『台湾海峡一九四九』は読み応えのある歴史ルポ2017年03月08日

 『台湾海峡一九四九』(龍應台/天野健太郎訳/白水社)
 最近、私的に台湾への関心が高まり、関連本を何冊か立て続けに読み、『非情城市』『湾生回家』などの映画も観た。先月末の2月28日は白色テロ二・二八事件から70周年の節目で新聞でも関連記事が掲載されていて、興味深く読んだ。

 そんなマイブームの中で読んだ『台湾海峡一九四九』(龍應台/天野健太郎訳/白水社)は読み応えがあった。タイトルを見るとハードボイルド小説にも見えるが、台湾と中国の現代史を扱ったルポルタージュだ。原題は『大江大海一九四九』、2009年に発行され台湾と香港で大ベストセラーになり、中国では禁書扱いだが海賊版が売れているそうだ。私は、そんなことを最近まで知らなかった。

 著者は1952年生まれの女性作家・評論家で、台湾の文化省の初代大臣、夫はドイツ人で息子はドイツで暮らしているそうだ。
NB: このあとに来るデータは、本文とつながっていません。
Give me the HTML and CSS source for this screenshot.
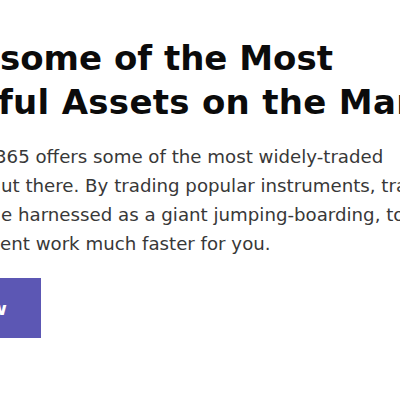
FILE: index.html
```html
<!DOCTYPE html>
<html lang="en">
<head>
<meta charset="utf-8">
<title>Assets</title>
<link rel="stylesheet" href="styles.css">
</head>
<body>
<section class="promo">
  <h2 class="promo-title">
    <span class="line l1">some of the Most</span>
    <span class="line l2">ful Assets on the Market</span>
  </h2>
  <p class="promo-text">
    <span class="line p1">365 offers some of the most widely-traded</span>
    <span class="line p2">ut there. By trading popular instruments, traders</span>
    <span class="line p3">e harnessed as a giant jumping-boarding, to</span>
    <span class="line p4">ent work much faster for you.</span>
  </p>
  <div class="promo-actions">
    <a class="btn" href="#">w</a>
  </div>
</section>
</body>
</html>
```

FILE: styles.css
```css
html, body {
  margin: 0;
  padding: 0;
  background: #ffffff;
  overflow: hidden;
  width: 400px;
  height: 400px;
}
.promo {
  padding-top: 36px;
}
.line {
  display: block;
  white-space: nowrap;
}
.promo-title {
  margin: 0;
  font-family: "DejaVu Sans", sans-serif;
  font-weight: 700;
  font-size: 34px;
  line-height: 44px;
  color: #0b0b0b;
}
.l2 { margin-left: -2px; letter-spacing: 0.3px; }
.promo-text {
  margin: 18px 0 0 0;
  font-family: "DejaVu Sans", sans-serif;
  font-size: 18.2px;
  line-height: 29px;
  color: #383838;
}
.p1 { margin-left: -5px; }
.p2 { margin-left: 1px; }
.p3 { margin-left: 1px; }
.p4 { margin-left: 0; }
.promo-actions {
  margin-top: 20px;
}
.btn {
  display: flex;
  align-items: center;
  justify-content: flex-end;
  width: 41px;
  height: 60px;
  padding-right: 34px;
  box-sizing: border-box;
  background: #5c57b4;
  color: #ffffff;
  font-family: "DejaVu Sans", sans-serif;
  font-weight: 700;
  font-size: 18px;
  text-decoration: none;
}
```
19歳になるその息子から「家族の歴史を知りたい」と言われたのをきっかけに執筆したのが『台湾海峡一九四九』だ。

 1949年とは蒋介石の国民党が台湾に撤退した年であり、中華人民共和国ができた年でもある。著者はこの年に焦点を当て、1945年の日本敗戦から国共内戦を経て1949年に至る歴史変動に翻弄されたさまざまな人の物語をレポートしている。

 私より4歳若い1952年生まれの著者が1949年を体験しているわけではないので、自分の親も含めた多くの年長者への取材や記録をベースにいろいろな物語を紡ぎだしている。著者の家族の話ではなく、台湾と中国の地に生きた多様な人々の歴史物語になっている。

 本書で私が初めて知った歴史事象も多い。日中戦争さなかの学生の大規模な集団疎開の話には驚いた。教師に引率された学生たちは広大な大陸を集団で放浪しながら時に勉強するという生活を続け、その中で多くの学生や教師の命が失われていくのだ。また、国共内戦における長春包囲戦の凄惨さにも驚く。中国で禁書扱いになっている理由も分かる。

 著者は台湾の外省人だ。国共内戦の敗者でありながら台湾の支配層となった人々の末裔である。そのせいか、視点が複眼的で柔軟だ。日本敗戦のとき、台湾の人々は自分たちが勝者なのか敗者なのか判然としなかった、つまり、世代によって感じ方が違っていたという話も面白い。

 そもそも、歴史事象には勝者と敗者を容易には判定できないケースも多そうだ。視座によって見え方が違ってくることもある。そう思うと同時に、本書を読みながら勝者と敗者のパラドックスのようなものも感じた。勝者の歴史認識は硬直化し貧困になり、敗者の歴史認識は柔軟になり豊かになるように思える。